Should then hostility continue between Salafis and Sufis? I do not think such a course could be advisable. While the Salafis have to realize that total rejection leads nowhere and only to extremism, the advocates of Sufi Islam should understand that Sufism is much more than mere visiting graves and indulging in charms and amulates. Sufism is nothing if not intense religiosity and spiritualism.

The ideological purity of Salafism and tolerance and inclusiveness of Sufi Islam must be wedded together to make our world more livable. We live today in a multi-religious and multi-cultural world no matter where we live and exclusivist trends would only lead to extremism. Peace and tolerance is possible only if we accept others rather than reject them. Inter-religious dialogue and understanding will ensure harmonious co-existence whereas extremism will bring nothing but peril for all of us.

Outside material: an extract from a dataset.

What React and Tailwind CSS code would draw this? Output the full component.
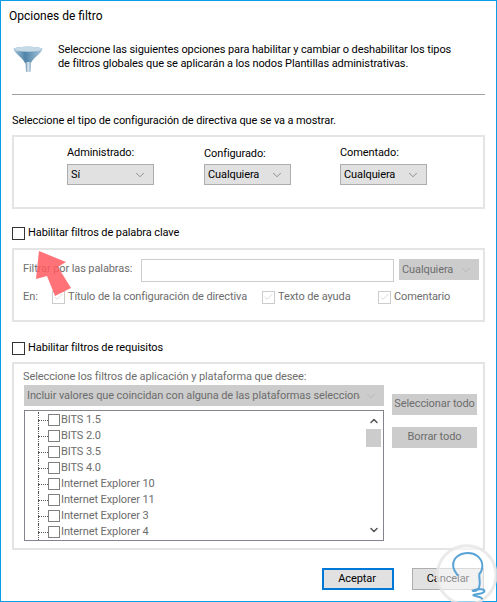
import React from 'react';
import { ChevronDown, ChevronUp, Check } from 'lucide-react';

const FONT = "font-['Roboto',sans-serif]";

const TREE_ITEMS = [
  'BITS 1.5',
  'BITS 2.0',
  'BITS 3.5',
  'BITS 4.0',
  'Internet Explorer 10',
  'Internet Explorer 11',
  'Internet Explorer 3',
  'Internet Explorer 4',
];

const FunnelIcon = () => (
  <svg width="30" height="27" viewBox="0 0 30 27" className="mt-[3px] shrink-0">
    <defs>
      <linearGradient id="funnelBody" x1="0" y1="0" x2="1" y2="0">
        <stop offset="0" stopColor="#a9c6da" />
        <stop offset="0.4" stopColor="#4f83a8" />
        <stop offset="1" stopColor="#a8c8dc" />
      </linearGradient>
      <linearGradient id="funnelStem" x1="0" y1="0" x2="1" y2="0">
        <stop offset="0" stopColor="#5f8cab" />
        <stop offset="0.5" stopColor="#dfe9f0" />
        <stop offset="1" stopColor="#7fa3bd" />
      </linearGradient>
    </defs>
    <path d="M0.5 3 C0.5 0 29.5 0 29.5 3 C29 7 19 13 18 17 L12 17 C11 13 1 7 0.5 3 Z" fill="url(#funnelBody)" />
    <ellipse cx="15" cy="3.2" rx="13.5" ry="2.6" fill="#c5d9e7" />
    <path d="M12.5 16 L18 16 L17.6 25.5 Q15 27 13 25.5 Z" fill="url(#funnelStem)" />
  </svg>
);

const Select = ({ value, className, disabled }) => (
  <div
    className={`flex h-[21px] items-center justify-between pl-[3px] pr-[6px] ${
      disabled ? 'bg-[#cccccc] text-[#6d6d6d]' : 'border border-[#adadad] bg-[#e1e1e1] text-black'
    } ${className}`}
  >
    <span className="overflow-hidden whitespace-nowrap pt-[1px]">{value}</span>
    <ChevronDown size={14} strokeWidth={1} className={`ml-[4px] shrink-0 ${disabled ? 'text-[#a8a8a8]' : 'text-[#555555]'}`} />
  </div>
);

const CheckBox = ({ label, className }) => (
  <div className={`flex h-[14px] items-center gap-[3px] text-black ${className}`}>
    <span className="h-[13px] w-[13px] shrink-0 border border-[#333333] bg-white" />
    <span className="pt-[1px]">{label}</span>
  </div>
);

const DisabledCheck = ({ label, className }) => (
  <div className={`flex items-center gap-[3px] whitespace-nowrap text-[#6d6d6d] ${className}`}>
    <span className="flex h-[13px] w-[13px] shrink-0 items-center justify-center border border-[#cccccc]">
      <Check size={12} strokeWidth={1} className="text-[#b0b0b0]" />
    </span>
    <span className="pt-[1px]">{label}</span>
  </div>
);

const GrayButton = ({ label, className }) => (
  <div className={`flex h-[21px] w-[85px] items-center justify-center whitespace-nowrap bg-[#cccccc] text-[#6d6d6d] ${className}`}>
    {label}
  </div>
);

const DropdownField = ({ label, value, className, labelClass }) => (
  <div className={`w-[87px] ${className}`}>
    <div className={`h-[20px] leading-[17px] ${labelClass}`}>{label}</div>
    <Select value={value} className="w-[87px]" />
  </div>
);

const TreeRow = ({ label }) => (
  <div className="relative flex h-[16px] items-center pl-[13px]">
    {/* tree guides */}
    <span className="absolute left-[13px] top-0 h-[16px] w-0 border-l border-dotted border-[#555555]" />
    <span className="w-[10px] border-t border-dotted border-[#555555]" />
    <span className="h-[12px] w-[12px] shrink-0 border border-[#808080]" />
    <span className="ml-[1px] whitespace-nowrap pt-[1px] text-[#6d6d6d]">{label}</span>
  </div>
);

export default function App() {
  return (
    <div className={`h-[602px] w-[497px] overflow-hidden bg-white ${FONT} text-[11px] tracking-[-0.1px] text-black`}>
      <div className="relative h-full border border-[#0a9ee8] pl-[11px] pr-[11px]">
        {/* Title */}
        <div className="-ml-[3px] h-[42px] pt-[6px] text-[12px] leading-[18px] tracking-normal">Opciones de filtro</div>

        {/* Header */}
        <div className="flex h-[51px] items-start gap-[15px] pl-[1px]">
          <FunnelIcon />
          <p className="whitespace-nowrap leading-[14px]">
            Seleccione las siguientes opciones para habilitar y cambiar o deshabilitar los tipos
            <br />
            de filtros globales que se aplicarán a los nodos Plantillas administrativas.
          </p>
        </div>
        <div className="h-px bg-[#a0a0a0]" />

        <div className="mt-[16px] h-[24px] pt-[1px] leading-[17px]">Seleccione el tipo de configuración de directiva que se va a mostrar.</div>

        {/* Directive type group */}
        <div className="flex h-[74px] border-2 border-[#e4e4e4] pl-[53px] pt-[7px]">
          <DropdownField label="Administrado:" value="Sí" />
          <DropdownField label="Configurado:" value="Cualquiera" className="ml-[50px]" labelClass="pt-[1px]" />
          <DropdownField label="Comentado:" value="Cualquiera" className="ml-[49px]" />
        </div>

        <CheckBox label="Habilitar filtros de palabra clave" className="mt-[17px]" />

        {/* Keyword group */}
        <div className="mt-[8px] h-[74px] border-2 border-[#e4e4e4] pl-[9px] pr-[4px] pt-[9px] text-[#6d6d6d]">
          <div className="flex items-start">
            <span className="w-[118px] whitespace-nowrap pt-[2px] leading-[16px]">Filtrar por las palabras:</span>
            <span className="h-[23px] w-[253px] border border-[#cccccc]" />
            <Select value="Cualquiera" disabled className="ml-[5px] w-[80px]" />
          </div>
          <div className="mt-[8px] flex h-[14px] items-center">
            <span className="w-[29px] pt-[1px]">En:</span>
            <DisabledCheck label="Título de la configuración de directiva" className="w-[210px]" />
            <DisabledCheck label="Texto de ayuda" className="w-[116px]" />
            <DisabledCheck label="Comentario" />
          </div>
        </div>

        <CheckBox label="Habilitar filtros de requisitos" className="mt-[19px]" />

        {/* Requirements group */}
        <div className="mt-[7px] h-[188px] border-2 border-[#e4e4e4] pl-[10px] pt-[4px] text-[#6d6d6d]">
          <div className="-ml-[1px] h-[17px] pt-[1px] leading-[16px]">Seleccione los filtros de aplicación y plataforma que desee:</div>
          <Select
            value="Incluir valores que coincidan con alguna de las plataformas seleccionadas"
            disabled
            className="w-[360px]"
          />
          <div className="flex items-start">
            <div className="relative mt-[4px] h-[131px] w-[360px] overflow-hidden border border-[#82868c] pt-[1px]">
              {TREE_ITEMS.map((item) => (
                <TreeRow key={item} label={item} />
              ))}
              {/* scrollbar */}
              <div className="absolute bottom-0 right-[2px] top-0 flex w-[15px] flex-col items-center justify-between py-[4px]">
                <ChevronUp size={12} strokeWidth={3} className="text-[#555555]" />
                <ChevronDown size={12} strokeWidth={3} className="text-[#555555]" />
              </div>
              <div className="absolute right-[2px] top-[18px] h-[18px] w-[15px] bg-[#cccccc]" />
            </div>
            <div className="ml-[8px] mt-[-12px]">
              <GrayButton label="Seleccionar todo" />
              <GrayButton label="Borrar todo" className="mt-[12px]" />
            </div>
          </div>
        </div>

        {/* Footer buttons */}
        <div className="mt-[18px] flex justify-end gap-[18px] pr-[1px]">
          <div className="flex h-[22px] w-[72px] items-center justify-center border-2 border-[#0078d7] bg-[#e1e1e1] pr-[2px] pt-[1px]">Aceptar</div>
          <div className="flex h-[22px] w-[72px] items-center justify-center border border-[#adadad] bg-[#e1e1e1] pt-[1px]">Cancelar</div>
        </div>

        {/* Red arrow annotation */}
        <svg className="pointer-events-none absolute left-[-1px] top-[-1px]" width="100" height="320" viewBox="0 0 100 320">
          <polygon points="39,251 66,262 58,267 71,288 55,296 47,276 36,279" fill="#ff5a60" fillOpacity="0.85" />
        </svg>

        {/* Watermark */}
        <svg className="pointer-events-none absolute left-[419px] top-[529px]" width="77" height="72" viewBox="0 0 231 216">
          <circle cx="140" cy="135" r="88" fill="#ffffff" fillOpacity="0.55" stroke="#e6e6e6" strokeOpacity="0.85" strokeWidth="9" />
          <path
            d="M112 135 C100 120 94 105 104 88 C116 68 152 62 172 78 C192 94 190 118 178 132 C176 150 186 165 172 180 C164 186 156 182 158 182 C172 176 200 176 192 186 C184 194 160 192 160 196 C170 200 184 200 186 206"
            fill="none"
            stroke="#5aa3d6"
            strokeWidth="6"
            strokeLinecap="round"
            strokeLinejoin="round"
          />
        </svg>
      </div>
    </div>
  );
}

King Abdullah has also realized this and has initiated an inter-religious dialogue by organizing one in Spain last year. It is very welcome initiative. We must abandon old positions and adjust to our own realities without compromising of course on fundamental values and principles. Love, compassion and tolerance have enriched all cultures throughout human history and we need these values much more than before.

In India though there is no struggle for power between Barelvis (advocates of Sufi Islam) and Deobandis (advocates of Salafi Islam) but polemics continue between them. This leads us nowhere. Coexistence, while respecting each others positions and doctrines, is the only way out. India is a secular democracy and allows full religious freedom and every Muslim sect could subscribe to its own doctrines and dogmas and hence there is no need to denounce the other.

All Muslims, however, must unite to denounce the terrorist and al-Qaeda violence. Killing innocent people is the most irreligious act. Only vested interests and those in pursuit of power would encourage such acts, never a religious person for whom religion is a great resource for peace and security of everyone. Let us look inside us and see are we really religious in this sense?